## REQUIREMENTS
Write out the full set of records exactly. Any pictures in them do not belong in the copy.

## RECORD EXCERPTS

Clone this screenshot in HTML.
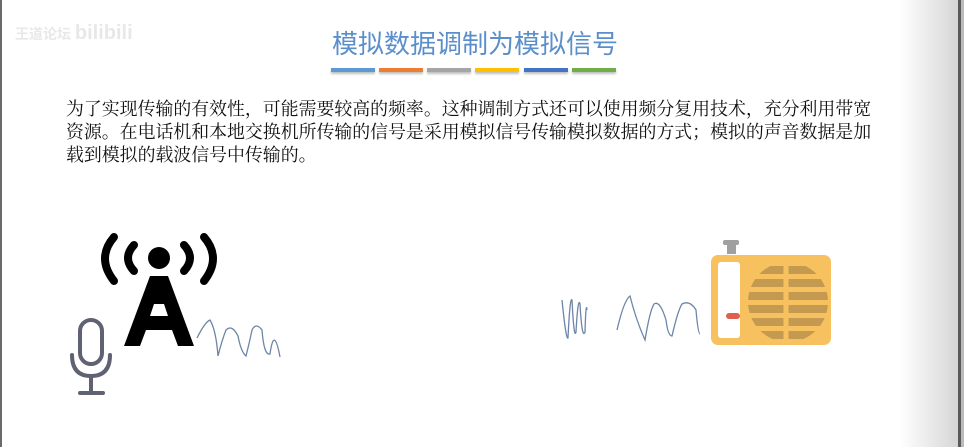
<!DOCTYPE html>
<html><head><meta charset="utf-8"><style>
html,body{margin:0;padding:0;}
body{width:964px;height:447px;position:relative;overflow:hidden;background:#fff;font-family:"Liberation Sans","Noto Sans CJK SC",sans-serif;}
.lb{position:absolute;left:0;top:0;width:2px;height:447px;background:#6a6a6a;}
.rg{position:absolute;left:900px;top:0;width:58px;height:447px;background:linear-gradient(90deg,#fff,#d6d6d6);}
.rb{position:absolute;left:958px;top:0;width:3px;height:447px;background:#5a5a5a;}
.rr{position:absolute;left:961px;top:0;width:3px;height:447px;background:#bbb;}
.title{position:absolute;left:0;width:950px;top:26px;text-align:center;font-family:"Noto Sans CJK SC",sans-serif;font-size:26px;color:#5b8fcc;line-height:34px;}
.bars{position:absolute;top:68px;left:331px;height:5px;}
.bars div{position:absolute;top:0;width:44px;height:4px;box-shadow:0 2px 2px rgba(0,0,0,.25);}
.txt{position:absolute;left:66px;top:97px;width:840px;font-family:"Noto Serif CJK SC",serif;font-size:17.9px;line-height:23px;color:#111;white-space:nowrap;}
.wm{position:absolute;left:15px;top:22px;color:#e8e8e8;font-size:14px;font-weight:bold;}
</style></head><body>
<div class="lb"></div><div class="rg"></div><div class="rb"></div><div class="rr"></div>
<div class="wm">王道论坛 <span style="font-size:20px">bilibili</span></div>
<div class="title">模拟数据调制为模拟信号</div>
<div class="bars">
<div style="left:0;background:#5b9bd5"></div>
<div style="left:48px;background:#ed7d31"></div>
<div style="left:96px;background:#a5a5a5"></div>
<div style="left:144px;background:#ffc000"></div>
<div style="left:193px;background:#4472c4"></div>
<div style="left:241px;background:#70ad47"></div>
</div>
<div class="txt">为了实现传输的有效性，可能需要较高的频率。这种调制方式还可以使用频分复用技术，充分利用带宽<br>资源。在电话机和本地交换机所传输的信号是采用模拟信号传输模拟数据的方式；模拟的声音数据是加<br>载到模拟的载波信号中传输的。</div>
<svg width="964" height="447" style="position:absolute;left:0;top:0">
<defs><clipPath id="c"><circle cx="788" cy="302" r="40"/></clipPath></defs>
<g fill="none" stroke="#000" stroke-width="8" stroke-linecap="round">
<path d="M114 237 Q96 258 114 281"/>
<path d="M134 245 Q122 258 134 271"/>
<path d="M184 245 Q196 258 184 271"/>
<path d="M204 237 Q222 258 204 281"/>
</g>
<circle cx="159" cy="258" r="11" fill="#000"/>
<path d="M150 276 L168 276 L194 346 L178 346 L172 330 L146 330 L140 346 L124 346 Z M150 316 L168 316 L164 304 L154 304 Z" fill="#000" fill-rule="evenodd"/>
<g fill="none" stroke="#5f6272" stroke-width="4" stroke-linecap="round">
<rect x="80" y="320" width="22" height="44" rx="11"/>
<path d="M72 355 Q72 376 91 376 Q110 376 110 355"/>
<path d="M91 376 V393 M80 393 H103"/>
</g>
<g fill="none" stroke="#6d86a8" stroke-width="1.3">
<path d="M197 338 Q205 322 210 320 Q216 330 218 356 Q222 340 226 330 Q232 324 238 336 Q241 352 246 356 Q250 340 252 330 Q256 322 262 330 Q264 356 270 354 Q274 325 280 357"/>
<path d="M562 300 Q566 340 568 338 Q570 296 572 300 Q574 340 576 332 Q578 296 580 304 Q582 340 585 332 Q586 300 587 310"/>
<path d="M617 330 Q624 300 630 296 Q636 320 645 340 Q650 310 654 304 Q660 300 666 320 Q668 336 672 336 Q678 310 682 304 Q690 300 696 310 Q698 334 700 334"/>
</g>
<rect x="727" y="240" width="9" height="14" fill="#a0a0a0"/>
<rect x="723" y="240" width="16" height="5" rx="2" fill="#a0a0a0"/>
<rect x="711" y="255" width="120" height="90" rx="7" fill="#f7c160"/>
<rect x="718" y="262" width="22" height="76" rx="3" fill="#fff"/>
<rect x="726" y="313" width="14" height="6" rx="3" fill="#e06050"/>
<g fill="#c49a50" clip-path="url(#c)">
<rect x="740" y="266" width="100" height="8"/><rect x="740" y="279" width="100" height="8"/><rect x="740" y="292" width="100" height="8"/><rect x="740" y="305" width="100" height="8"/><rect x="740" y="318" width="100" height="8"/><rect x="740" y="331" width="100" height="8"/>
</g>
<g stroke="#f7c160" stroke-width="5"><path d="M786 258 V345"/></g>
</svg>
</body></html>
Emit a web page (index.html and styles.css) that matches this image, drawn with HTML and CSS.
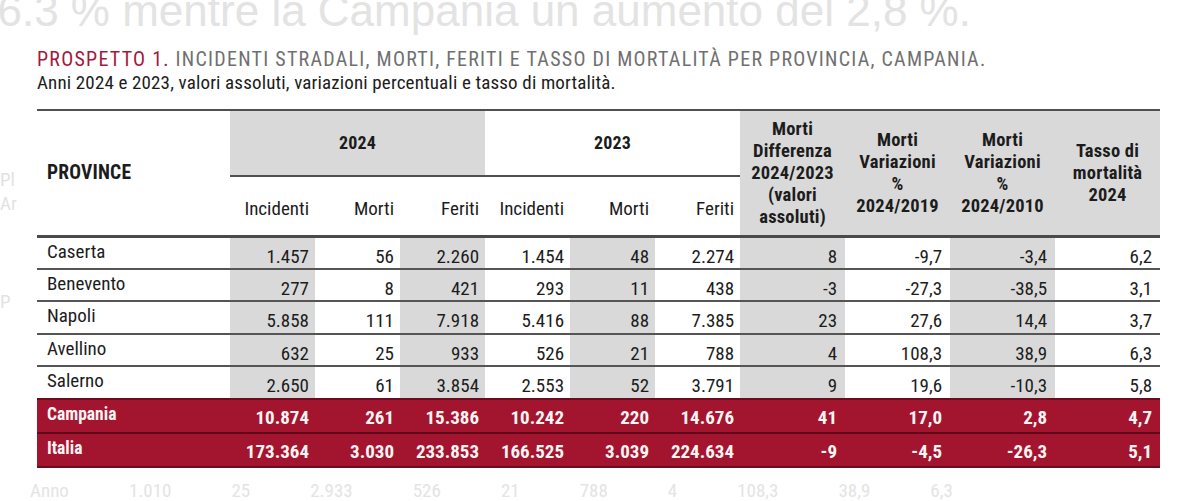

## TASK OUTPUT
Clone this screenshot in HTML.
<!DOCTYPE html>
<html><head><meta charset="utf-8"><style>
html,body{margin:0;padding:0;}
body{width:964px;height:447px;position:relative;overflow:hidden;background:#fff;font-family:"Liberation Sans","Noto Sans CJK SC",sans-serif;}
.lb{position:absolute;left:0;top:0;width:2px;height:447px;background:#6a6a6a;}
.rg{position:absolute;left:900px;top:0;width:58px;height:447px;background:linear-gradient(90deg,#fff,#d6d6d6);}
.rb{position:absolute;left:958px;top:0;width:3px;height:447px;background:#5a5a5a;}
.rr{position:absolute;left:961px;top:0;width:3px;height:447px;background:#bbb;}
.title{position:absolute;left:0;width:950px;top:26px;text-align:center;font-family:"Noto Sans CJK SC",sans-serif;font-size:26px;color:#5b8fcc;line-height:34px;}
.bars{position:absolute;top:68px;left:331px;height:5px;}
.bars div{position:absolute;top:0;width:44px;height:4px;box-shadow:0 2px 2px rgba(0,0,0,.25);}
.txt{position:absolute;left:66px;top:97px;width:840px;font-family:"Noto Serif CJK SC",serif;font-size:17.9px;line-height:23px;color:#111;white-space:nowrap;}
.wm{position:absolute;left:15px;top:22px;color:#e8e8e8;font-size:14px;font-weight:bold;}
</style></head><body>
<div class="lb"></div><div class="rg"></div><div class="rb"></div><div class="rr"></div>
<div class="wm">王道论坛 <span style="font-size:20px">bilibili</span></div>
<div class="title">模拟数据调制为模拟信号</div>
<div class="bars">
<div style="left:0;background:#5b9bd5"></div>
<div style="left:48px;background:#ed7d31"></div>
<div style="left:96px;background:#a5a5a5"></div>
<div style="left:144px;background:#ffc000"></div>
<div style="left:193px;background:#4472c4"></div>
<div style="left:241px;background:#70ad47"></div>
</div>
<div class="txt">为了实现传输的有效性，可能需要较高的频率。这种调制方式还可以使用频分复用技术，充分利用带宽<br>资源。在电话机和本地交换机所传输的信号是采用模拟信号传输模拟数据的方式；模拟的声音数据是加<br>载到模拟的载波信号中传输的。</div>
<svg width="964" height="447" style="position:absolute;left:0;top:0">
<defs><clipPath id="c"><circle cx="788" cy="302" r="40"/></clipPath></defs>
<g fill="none" stroke="#000" stroke-width="8" stroke-linecap="round">
<path d="M114 237 Q96 258 114 281"/>
<path d="M134 245 Q122 258 134 271"/>
<path d="M184 245 Q196 258 184 271"/>
<path d="M204 237 Q222 258 204 281"/>
</g>
<circle cx="159" cy="258" r="11" fill="#000"/>
<path d="M150 276 L168 276 L194 346 L178 346 L172 330 L146 330 L140 346 L124 346 Z M150 316 L168 316 L164 304 L154 304 Z" fill="#000" fill-rule="evenodd"/>
<g fill="none" stroke="#5f6272" stroke-width="4" stroke-linecap="round">
<rect x="80" y="320" width="22" height="44" rx="11"/>
<path d="M72 355 Q72 376 91 376 Q110 376 110 355"/>
<path d="M91 376 V393 M80 393 H103"/>
</g>
<g fill="none" stroke="#6d86a8" stroke-width="1.3">
<path d="M197 338 Q205 322 210 320 Q216 330 218 356 Q222 340 226 330 Q232 324 238 336 Q241 352 246 356 Q250 340 252 330 Q256 322 262 330 Q264 356 270 354 Q274 325 280 357"/>
<path d="M562 300 Q566 340 568 338 Q570 296 572 300 Q574 340 576 332 Q578 296 580 304 Q582 340 585 332 Q586 300 587 310"/>
<path d="M617 330 Q624 300 630 296 Q636 320 645 340 Q650 310 654 304 Q660 300 666 320 Q668 336 672 336 Q678 310 682 304 Q690 300 696 310 Q698 334 700 334"/>
</g>
<rect x="727" y="240" width="9" height="14" fill="#a0a0a0"/>
<rect x="723" y="240" width="16" height="5" rx="2" fill="#a0a0a0"/>
<rect x="711" y="255" width="120" height="90" rx="7" fill="#f7c160"/>
<rect x="718" y="262" width="22" height="76" rx="3" fill="#fff"/>
<rect x="726" y="313" width="14" height="6" rx="3" fill="#e06050"/>
<g fill="#c49a50" clip-path="url(#c)">
<rect x="740" y="266" width="100" height="8"/><rect x="740" y="279" width="100" height="8"/><rect x="740" y="292" width="100" height="8"/><rect x="740" y="305" width="100" height="8"/><rect x="740" y="318" width="100" height="8"/><rect x="740" y="331" width="100" height="8"/>
</g>
<g stroke="#f7c160" stroke-width="5"><path d="M786 258 V345"/></g>
</svg>
</body></html>
Emit a web page (index.html and styles.css) that matches this image, drawn with HTML and CSS.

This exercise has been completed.